そして、その聖霊の働きの1つの側面が、今日の説教題とした「4世代が喜び集う教会」が実現する、ということです。それが、使徒言行録2章16節から21節に出てきます。
「わたしの霊をすべての人に注ぐ。すると、あなたたちの息子と娘は預言し、若者は幻を見、老人は夢を見る。」(17b)
聖霊が降り、聖霊の命が行きわたる時に、「あなたたち」を基点に、「あなたたちの息子と娘」、「若者」、そして「老人」と4世代の者たちが愛し合い、主を証しする共同体になるとの約束が語られています。新しい命が成長し、共同体は「4世代からなる教会」が形成されていくのです。
4世代という多様性がありつつも、そこには聖霊による一致があるのです。
使徒言行録2章に登場する初代教会は生き生きしていました。彼らは聖霊をいただき、聖霊に満たされ、その満たしを常に経験するために、ぶどうの木であるキリストにつながり続ける中でそうなっていったのです。キリストにつながり、つながり続ける「恵みの循環」が始まっていきました。

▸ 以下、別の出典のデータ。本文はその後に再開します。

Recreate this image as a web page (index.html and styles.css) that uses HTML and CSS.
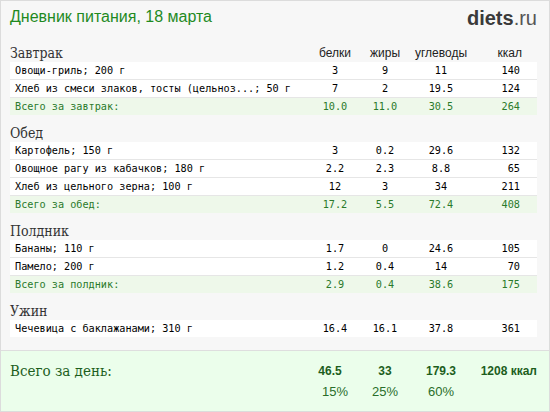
FILE: index.html
```html
<!DOCTYPE html>
<html lang="ru">
<head>
<meta charset="utf-8">
<title>Дневник питания</title>
<link rel="stylesheet" href="styles.css">
</head>
<body>
<div class="page">
  <header class="top">
    <h1 class="title">Дневник питания, 18 марта</h1>
    <div class="logo"><b>diets</b>.ru</div>
  </header>

  <section class="meal">
    <div class="head">
      <span class="meal-name">Завтрак</span>
      <span class="col">белки</span>
      <span class="col">жиры</span>
      <span class="col">углеводы</span>
      <span class="col kcal">ккал</span>
    </div>
    <div class="rows">
      <div class="row"><span class="name">Овощи-гриль; 200 г</span><span class="num">3</span><span class="num">9</span><span class="num">11</span><span class="num kcal">140</span></div>
      <div class="row"><span class="name">Хлеб из смеси злаков, тосты (цельноз...; 50 г</span><span class="num">7</span><span class="num">2</span><span class="num">19.5</span><span class="num kcal">124</span></div>
      <div class="row total"><span class="name">Всего за завтрак:</span><span class="num">10.0</span><span class="num">11.0</span><span class="num">30.5</span><span class="num kcal">264</span></div>
    </div>
  </section>

  <section class="meal">
    <div class="head"><span class="meal-name">Обед</span></div>
    <div class="rows">
      <div class="row"><span class="name">Картофель; 150 г</span><span class="num">3</span><span class="num">0.2</span><span class="num">29.6</span><span class="num kcal">132</span></div>
      <div class="row"><span class="name">Овощное рагу из кабачков; 180 г</span><span class="num">2.2</span><span class="num">2.3</span><span class="num">8.8</span><span class="num kcal">65</span></div>
      <div class="row"><span class="name">Хлеб из цельного зерна; 100 г</span><span class="num">12</span><span class="num">3</span><span class="num">34</span><span class="num kcal">211</span></div>
      <div class="row total"><span class="name">Всего за обед:</span><span class="num">17.2</span><span class="num">5.5</span><span class="num">72.4</span><span class="num kcal">408</span></div>
    </div>
  </section>

  <section class="meal">
    <div class="head"><span class="meal-name">Полдник</span></div>
    <div class="rows">
      <div class="row"><span class="name">Бананы; 110 г</span><span class="num">1.7</span><span class="num">0</span><span class="num">24.6</span><span class="num kcal">105</span></div>
      <div class="row"><span class="name">Памело; 200 г</span><span class="num">1.2</span><span class="num">0.4</span><span class="num">14</span><span class="num kcal">70</span></div>
      <div class="row total"><span class="name">Всего за полдник:</span><span class="num">2.9</span><span class="num">0.4</span><span class="num">38.6</span><span class="num kcal">175</span></div>
    </div>
  </section>

  <section class="meal">
    <div class="head"><span class="meal-name">Ужин</span></div>
    <div class="rows">
      <div class="row"><span class="name">Чечевица с баклажанами; 310 г</span><span class="num">16.4</span><span class="num">16.1</span><span class="num">37.8</span><span class="num kcal">361</span></div>
    </div>
  </section>

  <footer class="day">
    <div class="day-line">
      <span class="day-name">Всего за день:</span>
      <span class="big first">46.5</span>
      <span class="big">33</span>
      <span class="big">179.3</span>
      <span class="big kcal">1208 ккал</span>
    </div>
    <div class="day-line pct">
      <span></span>
      <span>15%</span>
      <span>25%</span>
      <span>60%</span>
      <span></span>
    </div>
  </footer>
</div>
</body>
</html>
```

FILE: styles.css
```css
* { box-sizing: border-box; }
html, body { margin: 0; padding: 0; }
body { width: 550px; height: 412px; overflow: hidden; }

.page {
  width: 550px;
  height: 412px;
  border: 1px solid #dcdcdc;
  background: #f7f7f7;
  display: flex;
  flex-direction: column;
}

.top {
  display: flex;
  justify-content: space-between;
  align-items: flex-start;
  padding: 5px 12px 0 9px;
  height: 42px;
}
.title {
  margin: 0;
  font-family: "Liberation Sans", Arial, sans-serif;
  font-weight: normal;
  font-size: 16px;
  line-height: 21px;
  color: #1f8a1f;
}
.logo {
  font-family: "Liberation Sans", Arial, sans-serif;
  font-size: 20px;
  line-height: 22px;
  color: #555;
  margin-top: 1px;
}
.logo b { color: #3a3a3a; }

.meal { padding: 0 12px 0 9px; margin-bottom: 8px; }

.head, .row, .day-line {
  display: grid;
  grid-template-columns: 1fr 50px 50px 62px 65px;
  align-items: center;
}
.head { height: 19px; }
.meal-name {
  font-family: "DejaVu Serif Condensed", "DejaVu Serif", serif;
  font-stretch: condensed;
  font-size: 14px;
  color: #333;
}
.col {
  font-family: "Liberation Sans", Arial, sans-serif;
  font-size: 12px;
  color: #222;
  text-align: center;
}
.head .kcal { text-align: right; padding-right: 15px; }

.rows { display: flex; flex-direction: column; gap: 1px; background: #e6e6e6; }
.row {
  height: 17px;
  background: #fff;
  font-family: "DejaVu Sans Mono", monospace;
  font-size: 10.2px;
  color: #000;
}
.row .name { padding-left: 5px; white-space: nowrap; overflow: hidden; }
.num { text-align: center; }
.row .kcal { text-align: right; padding-right: 17px; }
.row.total { background: #eef8ea; color: #2a7a2a; }

.day {
  margin-top: auto;
  border-top: 1px solid #dedede;
  background: #ebfeeb;
  height: 61px;
  padding: 9px 12px 0 9px;
  color: #1d5e1d;
}
.day-line { height: 21px; }
.day-name {
  font-family: "DejaVu Serif Condensed", "DejaVu Serif", serif;
  font-stretch: condensed;
  font-size: 15px;
}
.big {
  font-family: "Liberation Sans", Arial, sans-serif;
  font-weight: bold;
  font-size: 12px;
  text-align: center;
}
.big.first { padding-right: 10px; }
.big.kcal { text-align: right; white-space: nowrap; }
.pct span {
  font-family: "Liberation Sans", Arial, sans-serif;
  font-size: 13px;
  text-align: center;
  color: #2a6e2a;
}
```
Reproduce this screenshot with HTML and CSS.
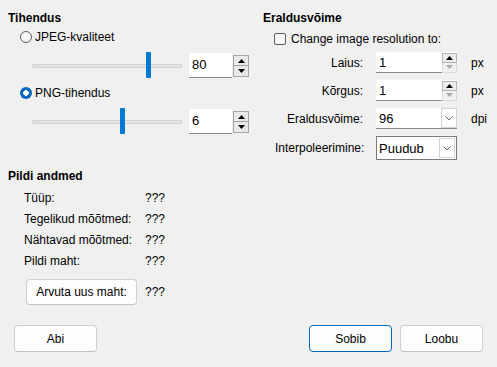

同じ聖霊が私たちにも与えられています。聖霊による命がいよいよ成長し、この地域の人々をキリストの福音で満たすために、私たちは福音をもって仕えていきます。
私たち一人ひとりが、「信仰生活の5つの基本」を生活の土台にすえてキリストにしっかりと結び付き、「3つのめざすもの」を活動の柱として仕えていきたいと思います。
ぞれぞれの世代が、キリストにあってその違いを乗り越え、初代教会のように、共に喜び集える高座教会を、主が御建てくださるようにと祈り求めていきたいと願います。お祈りします。